No wonder the people squirmed.  No one wants their noses rubbed in their own despair.  This kind of thing is best left unsaid.   But Haggai blazes on and will not let the people choose despair.  No, his voice rings out “Take Courage!” He says “Take courage!”, not once but three times,  Take courage all you people of the land.  All is not as nothing.  The empire that rules is not your ultimate power.    The choice has already been made, the Lord of Hosts according to the promise that was made with you when you came out of Egypt, abides with you.  Take courage, work and do not fear. Haggai’s prophetic utterance functions as an interpretive lens for the people helping them see what is happening not in terms of empire’s dominion but in terms of what God has done and will do for God’s people.

Haggai begins his prophetic utterance by locating his words in the second year of King Darius, in the seventh month, on the twenty-first day – because on that day, the Hebrew people were to be celebrating the festival of Sukkot.  Instead of standing dejected in their ruin, the people were to be remembering on this day not only how God brought them up out of the land of Egypt but how they followed God in the desert for forty years, learning from God all they would need to learn in order to live as free people.  Rabbi Greenberg, in The Jewish Way, writes “Sukkot commemorates the maturation of the Israelites, achieved not just in crossing the Red Sea, but also in walking the long way to freedom.”[3]

             This is what Haggai is awakening in the minds and hearts of the people that day.  This is the memory of liberation and deliverance that he insists they remember when they look for meaning and purpose in what currently lies before them.   Haggai lifts the people up out of their powerlessness and sets them back down in God’s story of liberation and deliverance, and in doing so, reminds them that this is “GOOOOOD, GOOOOOOD indeed.”    Standing not in nothingness but instead in God’s story of deliverance, the people are able to see the future that God has for them, a future when the temple will be filled with splendor and their lives filled with shalom. 

             And what is the people’s response to this assurance of Goodness?  Well they get busy doing what it is God would have them do.  They set out rebuilding their temple and their lives, doing their part so that the house will again be filled with splendor and so that peace and prosperity will again reign.

             The teaching of Haggai for our lives today is that when we are facing ruin and despair, we need to remember.  We must not let illness, financial struggles, indifference, our busyness or anything else strip us of any feelings of control or power in our lives, we must not feel as nothing. Instead, like Haggai let us remember that God is our ultimate power; that God has chosen us, and abides with us.  With that assurance and conviction, we too can take courage, and without fear set out living into whatever reality we face. 
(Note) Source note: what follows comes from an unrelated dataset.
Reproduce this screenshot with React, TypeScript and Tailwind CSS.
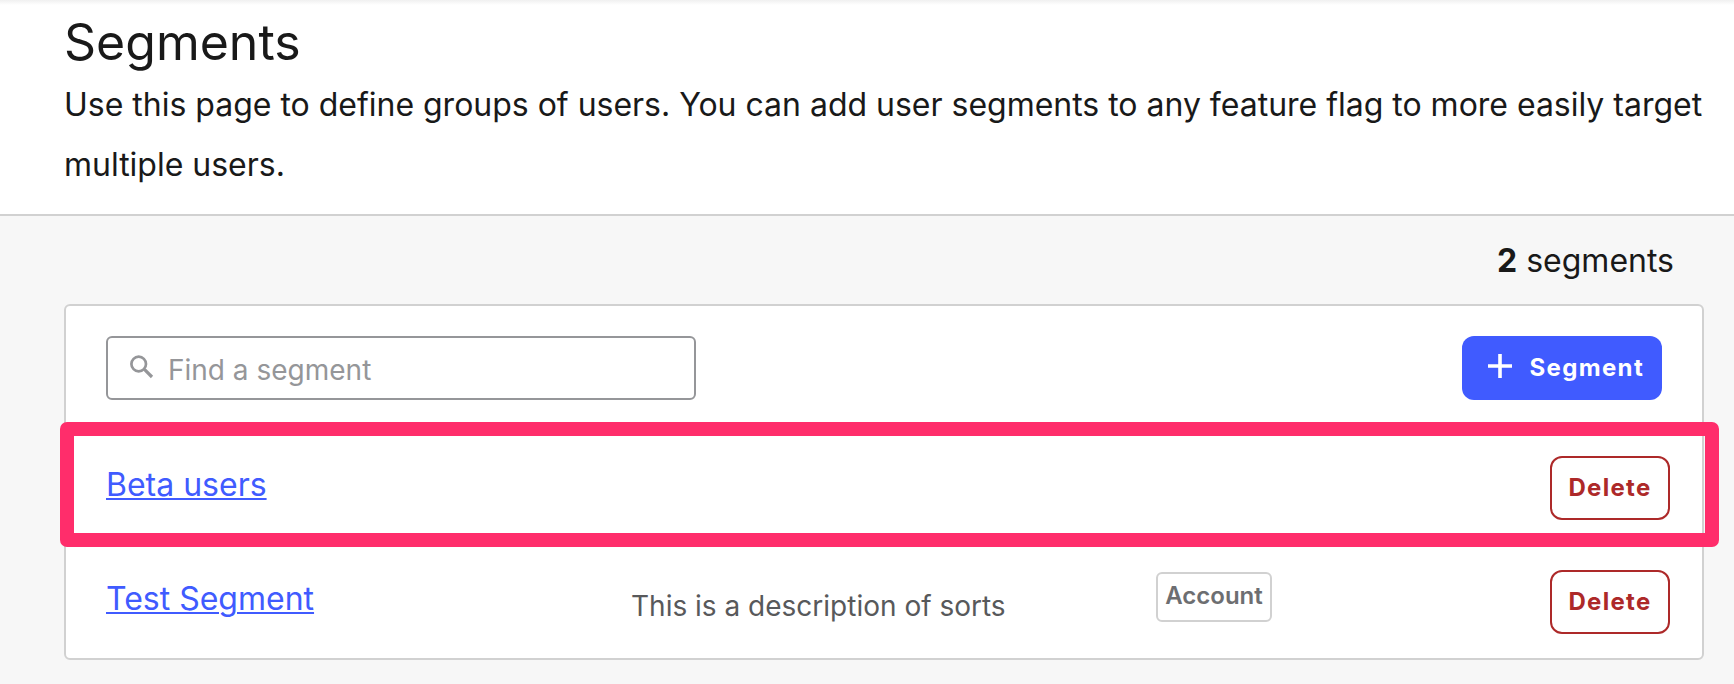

            So I invite you when you face something this week that feels discouraging, or that frightens you, something that makes you feel as if nothing is possible, I invite you to take a moment to widen your stance, regain your balance and remember that God is with you.  And then I invite you to ask God to show you what it is the particular situation you face requires.  Ask God to show you what is the work you are to do.

            Though we never spoke of it, I am quite convinced that this is how Mr. Knight moved through his days.  I am quite convinced that God was Mr. Knight’s ultimate power and it was through God’s care for him that he interpreted his days.  For how he experienced his life in that shelter seemed to be defined not by the grimness of the place but through and inner assurance of Goodness that he carried within him.  And the remarkable thing is that this inner assurance of goodness that he carried within himself began to have an effect on me.  It began to affect the way that I too experienced the shelter.  I found myself looking for Mr. Knight as the men lined up in the yard, and I found myself smiling when I saw him slowly making his way to the door and I found myself speaking my greeting to Mr. Knight with new conviction because it really was good to see him.  It was good to hear how he spoke his greeting to me.  It was good to see him grin and then straighten his hat.  Now I don’t know if I ever got to the point of widening my stance and cocking my head in amazement like he did, but I did come to see that there was goodness at work in that dire place and it had been greeting me every day.  Amen.



[1] Daniel L.  Migliore.  The Power of God and the gods of Power. ( Westminster John Knox Press: Louisville, 2008) p. 3

[2] Migliore. p. 10-11.

[3] Rabbi Irving Greenberg. The Jewish Way (Touchstone: New York: 1988)p 97.